Problem to work on:
Leaving out all pictures, copy exactly the lines from the one containing "Output the component" down to the one containing "<h2>设置警报时间段</h2>", both of them included.

Stored records:
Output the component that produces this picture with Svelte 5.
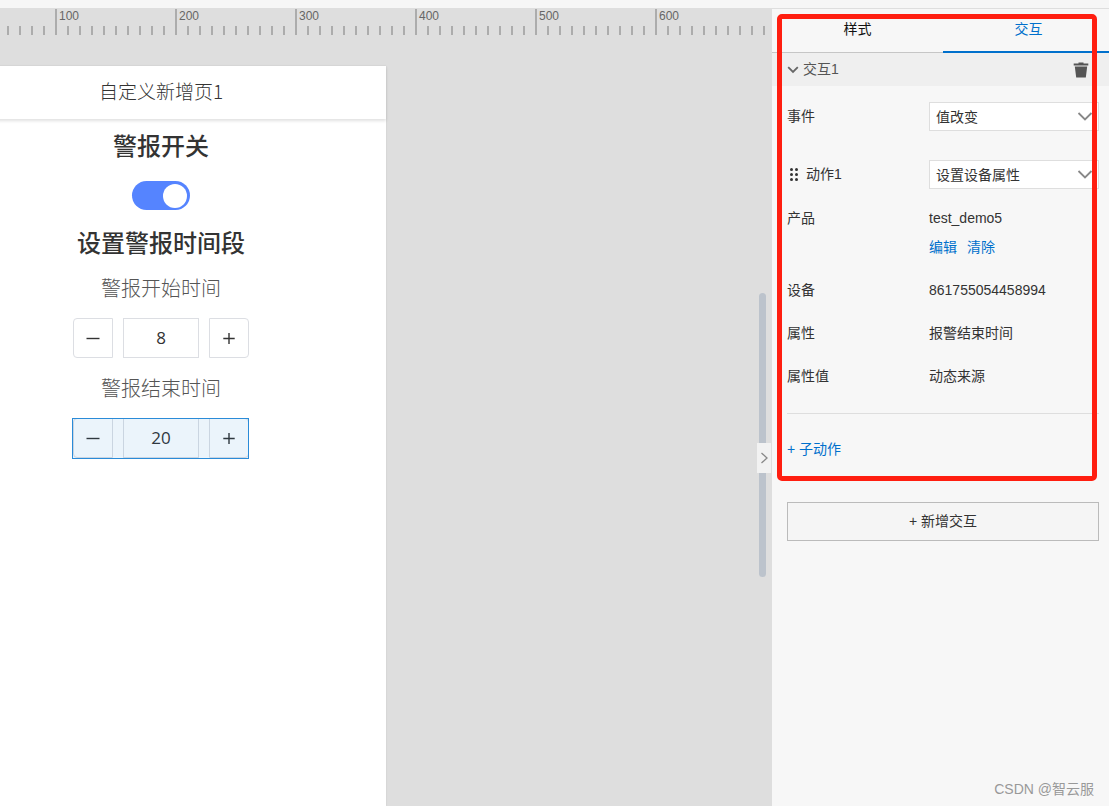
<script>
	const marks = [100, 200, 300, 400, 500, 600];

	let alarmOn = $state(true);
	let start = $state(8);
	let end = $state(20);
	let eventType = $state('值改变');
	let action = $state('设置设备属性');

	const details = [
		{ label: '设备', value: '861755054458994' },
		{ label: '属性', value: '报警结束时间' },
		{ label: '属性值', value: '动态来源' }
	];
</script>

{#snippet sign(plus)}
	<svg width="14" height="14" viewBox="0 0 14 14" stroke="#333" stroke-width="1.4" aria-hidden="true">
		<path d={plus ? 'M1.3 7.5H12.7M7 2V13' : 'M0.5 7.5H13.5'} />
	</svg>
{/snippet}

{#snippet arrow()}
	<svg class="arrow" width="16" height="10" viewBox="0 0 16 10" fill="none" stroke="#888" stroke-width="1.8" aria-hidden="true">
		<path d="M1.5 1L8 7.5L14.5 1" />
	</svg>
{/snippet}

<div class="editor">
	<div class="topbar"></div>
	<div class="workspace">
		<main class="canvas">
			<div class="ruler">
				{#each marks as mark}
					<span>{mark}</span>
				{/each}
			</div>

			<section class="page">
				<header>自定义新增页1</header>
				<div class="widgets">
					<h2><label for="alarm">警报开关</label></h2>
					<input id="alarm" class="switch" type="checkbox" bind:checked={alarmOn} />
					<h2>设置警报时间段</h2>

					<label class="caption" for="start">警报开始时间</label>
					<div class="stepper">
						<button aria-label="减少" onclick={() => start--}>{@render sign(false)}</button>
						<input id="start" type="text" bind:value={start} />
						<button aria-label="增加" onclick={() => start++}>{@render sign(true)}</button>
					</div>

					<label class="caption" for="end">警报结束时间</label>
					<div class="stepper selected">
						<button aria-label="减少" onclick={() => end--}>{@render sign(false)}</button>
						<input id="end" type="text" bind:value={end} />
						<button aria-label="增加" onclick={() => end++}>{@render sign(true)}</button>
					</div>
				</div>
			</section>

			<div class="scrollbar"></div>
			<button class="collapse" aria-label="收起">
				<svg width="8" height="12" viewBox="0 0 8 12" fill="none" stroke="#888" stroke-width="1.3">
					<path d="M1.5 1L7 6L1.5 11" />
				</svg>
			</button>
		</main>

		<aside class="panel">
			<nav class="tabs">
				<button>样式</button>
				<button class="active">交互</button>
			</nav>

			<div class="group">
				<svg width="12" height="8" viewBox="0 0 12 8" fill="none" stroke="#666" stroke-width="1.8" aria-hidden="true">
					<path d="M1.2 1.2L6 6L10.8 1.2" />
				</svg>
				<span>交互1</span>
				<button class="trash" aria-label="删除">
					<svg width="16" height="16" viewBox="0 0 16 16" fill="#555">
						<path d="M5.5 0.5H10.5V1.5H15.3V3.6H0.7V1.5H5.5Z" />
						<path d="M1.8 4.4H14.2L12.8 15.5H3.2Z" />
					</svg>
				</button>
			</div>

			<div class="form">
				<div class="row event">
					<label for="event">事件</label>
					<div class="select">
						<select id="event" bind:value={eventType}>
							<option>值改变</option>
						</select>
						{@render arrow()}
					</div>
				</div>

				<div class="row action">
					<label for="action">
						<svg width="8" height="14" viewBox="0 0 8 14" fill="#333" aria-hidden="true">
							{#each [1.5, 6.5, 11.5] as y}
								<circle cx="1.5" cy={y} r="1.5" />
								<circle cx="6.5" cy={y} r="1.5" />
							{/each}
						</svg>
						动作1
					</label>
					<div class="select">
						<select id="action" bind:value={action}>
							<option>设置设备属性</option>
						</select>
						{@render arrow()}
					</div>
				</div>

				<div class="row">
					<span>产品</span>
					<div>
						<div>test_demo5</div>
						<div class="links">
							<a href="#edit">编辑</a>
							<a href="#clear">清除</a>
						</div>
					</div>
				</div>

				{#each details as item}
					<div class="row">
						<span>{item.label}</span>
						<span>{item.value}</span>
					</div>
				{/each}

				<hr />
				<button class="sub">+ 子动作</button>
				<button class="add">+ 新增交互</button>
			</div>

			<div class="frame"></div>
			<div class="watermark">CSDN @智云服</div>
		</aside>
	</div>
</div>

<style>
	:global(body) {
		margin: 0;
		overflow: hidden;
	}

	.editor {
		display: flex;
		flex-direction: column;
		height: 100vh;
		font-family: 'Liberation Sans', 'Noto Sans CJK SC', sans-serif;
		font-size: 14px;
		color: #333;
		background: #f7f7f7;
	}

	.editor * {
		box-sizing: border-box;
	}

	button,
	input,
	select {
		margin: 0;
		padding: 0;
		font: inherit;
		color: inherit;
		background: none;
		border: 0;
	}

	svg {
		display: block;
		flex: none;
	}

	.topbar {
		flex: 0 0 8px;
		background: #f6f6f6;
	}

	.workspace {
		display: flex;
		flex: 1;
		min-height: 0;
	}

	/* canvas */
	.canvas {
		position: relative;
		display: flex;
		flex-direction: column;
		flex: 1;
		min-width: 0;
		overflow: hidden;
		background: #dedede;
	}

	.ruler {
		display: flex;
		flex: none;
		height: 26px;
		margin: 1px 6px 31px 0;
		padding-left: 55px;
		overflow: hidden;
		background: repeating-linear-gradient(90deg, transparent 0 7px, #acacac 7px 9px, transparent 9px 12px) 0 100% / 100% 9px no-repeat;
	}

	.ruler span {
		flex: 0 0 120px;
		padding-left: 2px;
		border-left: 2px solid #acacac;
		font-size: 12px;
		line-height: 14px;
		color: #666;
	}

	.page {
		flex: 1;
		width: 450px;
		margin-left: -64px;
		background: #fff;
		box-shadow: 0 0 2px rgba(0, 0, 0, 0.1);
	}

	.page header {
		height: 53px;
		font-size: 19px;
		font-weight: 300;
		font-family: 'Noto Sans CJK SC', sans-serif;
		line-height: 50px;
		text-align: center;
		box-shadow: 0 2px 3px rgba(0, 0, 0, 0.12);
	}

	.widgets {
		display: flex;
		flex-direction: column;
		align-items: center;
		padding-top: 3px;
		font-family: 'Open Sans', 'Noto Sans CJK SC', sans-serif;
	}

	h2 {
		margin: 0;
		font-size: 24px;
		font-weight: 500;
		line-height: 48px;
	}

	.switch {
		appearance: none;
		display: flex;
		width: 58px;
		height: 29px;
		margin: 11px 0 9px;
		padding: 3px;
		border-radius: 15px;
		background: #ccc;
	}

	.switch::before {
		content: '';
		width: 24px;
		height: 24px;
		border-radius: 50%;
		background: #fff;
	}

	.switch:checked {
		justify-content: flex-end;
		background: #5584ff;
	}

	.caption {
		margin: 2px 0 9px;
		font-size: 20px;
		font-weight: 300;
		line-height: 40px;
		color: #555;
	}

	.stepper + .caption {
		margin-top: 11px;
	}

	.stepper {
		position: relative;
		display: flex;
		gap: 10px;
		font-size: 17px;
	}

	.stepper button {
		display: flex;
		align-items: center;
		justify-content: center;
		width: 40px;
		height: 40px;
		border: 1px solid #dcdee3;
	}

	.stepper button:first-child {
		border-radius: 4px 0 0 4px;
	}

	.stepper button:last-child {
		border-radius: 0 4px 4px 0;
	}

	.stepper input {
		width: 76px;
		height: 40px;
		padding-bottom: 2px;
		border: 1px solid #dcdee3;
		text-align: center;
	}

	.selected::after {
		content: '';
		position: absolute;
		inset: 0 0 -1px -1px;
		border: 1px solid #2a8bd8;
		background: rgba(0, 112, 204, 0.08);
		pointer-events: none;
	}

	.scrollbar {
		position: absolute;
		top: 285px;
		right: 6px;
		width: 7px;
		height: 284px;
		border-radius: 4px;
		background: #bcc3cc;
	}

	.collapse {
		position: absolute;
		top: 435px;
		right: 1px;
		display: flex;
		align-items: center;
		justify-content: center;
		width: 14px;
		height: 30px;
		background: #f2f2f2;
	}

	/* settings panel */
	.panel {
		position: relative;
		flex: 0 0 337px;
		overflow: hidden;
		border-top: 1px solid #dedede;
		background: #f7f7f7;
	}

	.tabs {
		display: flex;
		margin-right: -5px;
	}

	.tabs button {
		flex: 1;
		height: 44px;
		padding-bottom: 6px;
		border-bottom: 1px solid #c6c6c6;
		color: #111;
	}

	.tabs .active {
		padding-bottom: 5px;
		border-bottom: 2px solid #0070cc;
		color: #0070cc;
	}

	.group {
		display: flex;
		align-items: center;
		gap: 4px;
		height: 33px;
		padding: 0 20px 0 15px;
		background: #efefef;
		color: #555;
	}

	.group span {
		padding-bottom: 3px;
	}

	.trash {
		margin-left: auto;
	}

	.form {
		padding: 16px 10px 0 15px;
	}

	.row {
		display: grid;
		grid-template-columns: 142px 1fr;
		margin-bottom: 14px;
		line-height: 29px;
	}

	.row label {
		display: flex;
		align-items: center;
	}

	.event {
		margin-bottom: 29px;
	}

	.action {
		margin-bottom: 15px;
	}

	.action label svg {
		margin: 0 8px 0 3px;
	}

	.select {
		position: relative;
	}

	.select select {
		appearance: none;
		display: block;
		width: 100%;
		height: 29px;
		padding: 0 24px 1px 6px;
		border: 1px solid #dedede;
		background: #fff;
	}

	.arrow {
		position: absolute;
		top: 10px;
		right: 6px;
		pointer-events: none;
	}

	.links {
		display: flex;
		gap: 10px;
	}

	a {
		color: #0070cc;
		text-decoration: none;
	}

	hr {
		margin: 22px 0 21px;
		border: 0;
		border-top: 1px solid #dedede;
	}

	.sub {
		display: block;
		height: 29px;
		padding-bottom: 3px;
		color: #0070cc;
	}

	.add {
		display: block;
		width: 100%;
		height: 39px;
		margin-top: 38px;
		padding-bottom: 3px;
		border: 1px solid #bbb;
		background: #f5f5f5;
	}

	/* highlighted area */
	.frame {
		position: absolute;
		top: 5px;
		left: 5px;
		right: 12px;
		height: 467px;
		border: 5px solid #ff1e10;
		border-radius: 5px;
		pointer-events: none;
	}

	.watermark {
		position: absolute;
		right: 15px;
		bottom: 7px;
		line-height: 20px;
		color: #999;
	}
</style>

---

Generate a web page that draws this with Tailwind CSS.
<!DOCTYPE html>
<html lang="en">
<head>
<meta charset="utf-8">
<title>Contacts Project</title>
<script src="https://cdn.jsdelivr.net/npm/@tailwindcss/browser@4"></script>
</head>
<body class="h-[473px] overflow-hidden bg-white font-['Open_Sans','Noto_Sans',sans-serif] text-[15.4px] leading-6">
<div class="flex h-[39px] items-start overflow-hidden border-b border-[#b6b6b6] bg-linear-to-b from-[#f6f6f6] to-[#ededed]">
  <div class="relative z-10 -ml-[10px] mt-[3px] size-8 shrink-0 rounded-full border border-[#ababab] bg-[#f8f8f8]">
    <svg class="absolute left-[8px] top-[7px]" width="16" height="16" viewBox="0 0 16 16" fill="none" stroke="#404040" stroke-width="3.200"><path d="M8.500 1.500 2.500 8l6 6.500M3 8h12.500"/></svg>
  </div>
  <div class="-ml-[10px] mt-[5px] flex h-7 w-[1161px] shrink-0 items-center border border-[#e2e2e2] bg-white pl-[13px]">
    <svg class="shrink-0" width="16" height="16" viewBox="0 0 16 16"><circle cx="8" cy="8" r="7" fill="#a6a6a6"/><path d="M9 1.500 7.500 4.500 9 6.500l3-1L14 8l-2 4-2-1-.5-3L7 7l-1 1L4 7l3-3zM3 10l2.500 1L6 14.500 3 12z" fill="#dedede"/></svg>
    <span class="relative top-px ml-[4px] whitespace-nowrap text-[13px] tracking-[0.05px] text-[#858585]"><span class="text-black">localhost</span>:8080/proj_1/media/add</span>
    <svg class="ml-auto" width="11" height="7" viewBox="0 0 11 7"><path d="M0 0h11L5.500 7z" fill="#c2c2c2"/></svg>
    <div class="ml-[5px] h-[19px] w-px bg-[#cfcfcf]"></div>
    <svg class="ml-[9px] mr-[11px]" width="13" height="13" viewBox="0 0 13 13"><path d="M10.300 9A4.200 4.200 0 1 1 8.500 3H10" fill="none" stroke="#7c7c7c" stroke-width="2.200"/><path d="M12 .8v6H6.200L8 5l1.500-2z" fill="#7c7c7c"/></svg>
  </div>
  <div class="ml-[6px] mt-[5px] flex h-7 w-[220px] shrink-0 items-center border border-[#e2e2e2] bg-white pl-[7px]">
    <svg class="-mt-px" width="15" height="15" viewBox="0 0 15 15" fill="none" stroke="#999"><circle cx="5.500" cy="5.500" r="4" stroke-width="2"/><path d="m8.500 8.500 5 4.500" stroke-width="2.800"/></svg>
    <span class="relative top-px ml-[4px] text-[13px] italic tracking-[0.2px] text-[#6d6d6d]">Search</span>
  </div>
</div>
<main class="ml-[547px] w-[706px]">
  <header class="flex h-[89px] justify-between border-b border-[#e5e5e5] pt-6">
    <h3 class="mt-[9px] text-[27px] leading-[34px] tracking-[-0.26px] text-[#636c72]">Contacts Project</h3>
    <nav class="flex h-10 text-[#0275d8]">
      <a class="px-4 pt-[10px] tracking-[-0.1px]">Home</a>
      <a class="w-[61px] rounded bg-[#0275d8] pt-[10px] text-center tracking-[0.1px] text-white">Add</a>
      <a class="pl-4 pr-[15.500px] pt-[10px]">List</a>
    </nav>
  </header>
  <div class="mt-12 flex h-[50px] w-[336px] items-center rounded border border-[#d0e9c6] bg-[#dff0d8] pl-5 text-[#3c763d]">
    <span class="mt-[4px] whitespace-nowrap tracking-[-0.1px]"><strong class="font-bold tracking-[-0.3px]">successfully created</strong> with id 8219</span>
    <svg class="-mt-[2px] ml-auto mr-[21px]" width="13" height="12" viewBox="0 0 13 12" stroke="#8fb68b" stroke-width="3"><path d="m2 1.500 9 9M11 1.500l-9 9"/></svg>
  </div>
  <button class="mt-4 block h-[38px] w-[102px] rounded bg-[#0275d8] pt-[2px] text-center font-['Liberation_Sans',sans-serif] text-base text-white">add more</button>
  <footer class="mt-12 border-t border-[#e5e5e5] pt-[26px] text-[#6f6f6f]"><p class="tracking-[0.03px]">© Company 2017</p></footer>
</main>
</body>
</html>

Complete response:
Output the component that produces this picture with Svelte 5.
<script>
	const marks = [100, 200, 300, 400, 500, 600];

	let alarmOn = $state(true);
	let start = $state(8);
	let end = $state(20);
	let eventType = $state('值改变');
	let action = $state('设置设备属性');

	const details = [
		{ label: '设备', value: '861755054458994' },
		{ label: '属性', value: '报警结束时间' },
		{ label: '属性值', value: '动态来源' }
	];
</script>

{#snippet sign(plus)}
	<svg width="14" height="14" viewBox="0 0 14 14" stroke="#333" stroke-width="1.4" aria-hidden="true">
		<path d={plus ? 'M1.3 7.5H12.7M7 2V13' : 'M0.5 7.5H13.5'} />
	</svg>
{/snippet}

{#snippet arrow()}
	<svg class="arrow" width="16" height="10" viewBox="0 0 16 10" fill="none" stroke="#888" stroke-width="1.8" aria-hidden="true">
		<path d="M1.5 1L8 7.5L14.5 1" />
	</svg>
{/snippet}

<div class="editor">
	<div class="topbar"></div>
	<div class="workspace">
		<main class="canvas">
			<div class="ruler">
				{#each marks as mark}
					<span>{mark}</span>
				{/each}
			</div>

			<section class="page">
				<header>自定义新增页1</header>
				<div class="widgets">
					<h2><label for="alarm">警报开关</label></h2>
					<input id="alarm" class="switch" type="checkbox" bind:checked={alarmOn} />
					<h2>设置警报时间段</h2>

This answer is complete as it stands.